┏━━

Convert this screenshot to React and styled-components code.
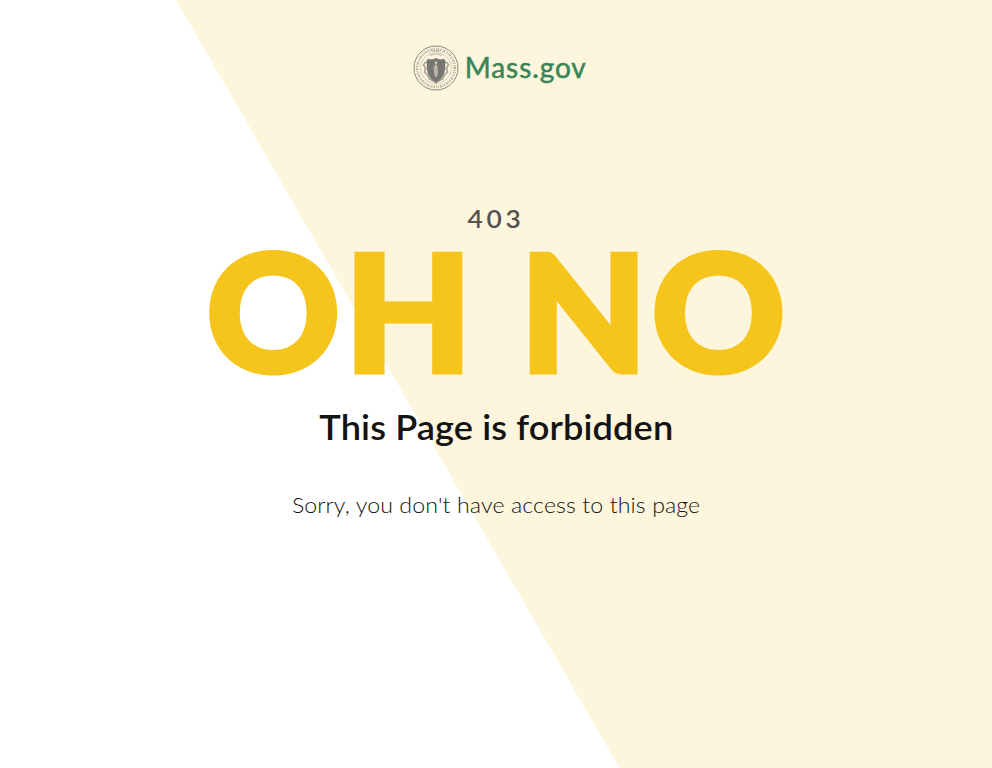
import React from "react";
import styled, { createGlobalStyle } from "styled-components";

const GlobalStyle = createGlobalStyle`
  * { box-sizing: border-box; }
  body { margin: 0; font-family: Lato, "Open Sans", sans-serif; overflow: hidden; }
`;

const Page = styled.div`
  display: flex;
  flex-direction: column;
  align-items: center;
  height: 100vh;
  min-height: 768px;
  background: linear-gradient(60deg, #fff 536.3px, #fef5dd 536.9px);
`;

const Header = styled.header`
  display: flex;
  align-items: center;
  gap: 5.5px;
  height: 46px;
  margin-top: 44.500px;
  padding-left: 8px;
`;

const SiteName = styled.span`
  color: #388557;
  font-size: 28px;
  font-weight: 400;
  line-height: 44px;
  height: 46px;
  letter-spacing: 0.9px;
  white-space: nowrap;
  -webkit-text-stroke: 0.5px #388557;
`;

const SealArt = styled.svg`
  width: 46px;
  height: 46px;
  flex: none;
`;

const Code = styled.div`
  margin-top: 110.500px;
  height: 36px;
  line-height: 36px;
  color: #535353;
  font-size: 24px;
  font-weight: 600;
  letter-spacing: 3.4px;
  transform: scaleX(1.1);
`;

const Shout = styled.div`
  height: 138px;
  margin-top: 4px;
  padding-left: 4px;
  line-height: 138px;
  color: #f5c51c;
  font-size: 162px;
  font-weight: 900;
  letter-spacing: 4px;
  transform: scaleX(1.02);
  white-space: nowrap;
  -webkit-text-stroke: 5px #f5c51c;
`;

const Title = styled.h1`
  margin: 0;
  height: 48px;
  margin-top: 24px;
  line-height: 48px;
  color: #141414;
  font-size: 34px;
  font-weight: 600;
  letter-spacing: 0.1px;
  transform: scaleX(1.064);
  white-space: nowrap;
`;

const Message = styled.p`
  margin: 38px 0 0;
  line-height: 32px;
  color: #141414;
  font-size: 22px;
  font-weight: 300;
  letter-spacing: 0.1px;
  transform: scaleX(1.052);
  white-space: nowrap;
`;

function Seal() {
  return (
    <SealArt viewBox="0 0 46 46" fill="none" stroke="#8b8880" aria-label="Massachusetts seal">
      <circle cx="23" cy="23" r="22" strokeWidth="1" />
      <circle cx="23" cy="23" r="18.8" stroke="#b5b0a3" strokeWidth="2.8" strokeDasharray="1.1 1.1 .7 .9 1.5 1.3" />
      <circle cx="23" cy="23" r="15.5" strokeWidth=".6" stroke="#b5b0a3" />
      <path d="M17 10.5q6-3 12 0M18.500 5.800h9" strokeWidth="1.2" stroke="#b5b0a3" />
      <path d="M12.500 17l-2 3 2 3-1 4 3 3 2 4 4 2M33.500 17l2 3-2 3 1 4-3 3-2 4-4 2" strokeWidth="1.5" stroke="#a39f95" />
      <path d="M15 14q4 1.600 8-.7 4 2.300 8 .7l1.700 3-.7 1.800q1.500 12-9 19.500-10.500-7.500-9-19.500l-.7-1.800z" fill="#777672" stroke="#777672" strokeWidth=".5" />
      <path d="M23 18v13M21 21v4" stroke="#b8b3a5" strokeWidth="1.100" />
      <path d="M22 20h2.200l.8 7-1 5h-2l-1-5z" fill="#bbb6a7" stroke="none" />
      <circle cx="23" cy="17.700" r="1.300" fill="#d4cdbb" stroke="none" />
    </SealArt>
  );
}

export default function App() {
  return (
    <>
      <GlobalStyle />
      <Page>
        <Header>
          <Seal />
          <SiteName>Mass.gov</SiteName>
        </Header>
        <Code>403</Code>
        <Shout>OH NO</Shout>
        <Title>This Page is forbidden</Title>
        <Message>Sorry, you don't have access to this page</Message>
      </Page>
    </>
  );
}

┗━━

> **Objective**
Transcribe the preceding listing in its entirety and with exact wording, leaving out pictures.

> **Answer to the exercise**
Convert this screenshot to React and styled-components code.
import React from "react";
import styled, { createGlobalStyle } from "styled-components";

const GlobalStyle = createGlobalStyle`
  * { box-sizing: border-box; }
  body { margin: 0; font-family: Lato, "Open Sans", sans-serif; overflow: hidden; }
`;

const Page = styled.div`
  display: flex;
  flex-direction: column;
  align-items: center;
  height: 100vh;
  min-height: 768px;
  background: linear-gradient(60deg, #fff 536.3px, #fef5dd 536.9px);
`;

const Header = styled.header`
  display: flex;
  align-items: center;
  gap: 5.5px;
  height: 46px;
  margin-top: 44.500px;
  padding-left: 8px;
`;

const SiteName = styled.span`
  color: #388557;
  font-size: 28px;
  font-weight: 400;
  line-height: 44px;
  height: 46px;
  letter-spacing: 0.9px;
  white-space: nowrap;
  -webkit-text-stroke: 0.5px #388557;
`;

const SealArt = styled.svg`
  width: 46px;
  height: 46px;
  flex: none;
`;

const Code = styled.div`
  margin-top: 110.500px;
  height: 36px;
  line-height: 36px;
  color: #535353;
  font-size: 24px;
  font-weight: 600;
  letter-spacing: 3.4px;
  transform: scaleX(1.1);
`;

const Shout = styled.div`
  height: 138px;
  margin-top: 4px;
  padding-left: 4px;
  line-height: 138px;
  color: #f5c51c;
  font-size: 162px;
  font-weight: 900;
  letter-spacing: 4px;
  transform: scaleX(1.02);
  white-space: nowrap;
  -webkit-text-stroke: 5px #f5c51c;
`;

const Title = styled.h1`
  margin: 0;
  height: 48px;
  margin-top: 24px;
  line-height: 48px;
  color: #141414;
  font-size: 34px;
  font-weight: 600;
  letter-spacing: 0.1px;
  transform: scaleX(1.064);
  white-space: nowrap;
`;

const Message = styled.p`
  margin: 38px 0 0;
  line-height: 32px;
  color: #141414;
  font-size: 22px;
  font-weight: 300;
  letter-spacing: 0.1px;
  transform: scaleX(1.052);
  white-space: nowrap;
`;

function Seal() {
  return (
    <SealArt viewBox="0 0 46 46" fill="none" stroke="#8b8880" aria-label="Massachusetts seal">
      <circle cx="23" cy="23" r="22" strokeWidth="1" />
      <circle cx="23" cy="23" r="18.8" stroke="#b5b0a3" strokeWidth="2.8" strokeDasharray="1.1 1.1 .7 .9 1.5 1.3" />
      <circle cx="23" cy="23" r="15.5" strokeWidth=".6" stroke="#b5b0a3" />
      <path d="M17 10.5q6-3 12 0M18.500 5.800h9" strokeWidth="1.2" stroke="#b5b0a3" />
      <path d="M12.500 17l-2 3 2 3-1 4 3 3 2 4 4 2M33.500 17l2 3-2 3 1 4-3 3-2 4-4 2" strokeWidth="1.5" stroke="#a39f95" />
      <path d="M15 14q4 1.600 8-.7 4 2.300 8 .7l1.700 3-.7 1.800q1.500 12-9 19.500-10.500-7.500-9-19.500l-.7-1.800z" fill="#777672" stroke="#777672" strokeWidth=".5" />
      <path d="M23 18v13M21 21v4" stroke="#b8b3a5" strokeWidth="1.100" />
      <path d="M22 20h2.200l.8 7-1 5h-2l-1-5z" fill="#bbb6a7" stroke="none" />
      <circle cx="23" cy="17.700" r="1.300" fill="#d4cdbb" stroke="none" />
    </SealArt>
  );
}

export default function App() {
  return (
    <>
      <GlobalStyle />
      <Page>
        <Header>
          <Seal />
          <SiteName>Mass.gov</SiteName>
        </Header>
        <Code>403</Code>
        <Shout>OH NO</Shout>
        <Title>This Page is forbidden</Title>
        <Message>Sorry, you don't have access to this page</Message>
      </Page>
    </>
  );
}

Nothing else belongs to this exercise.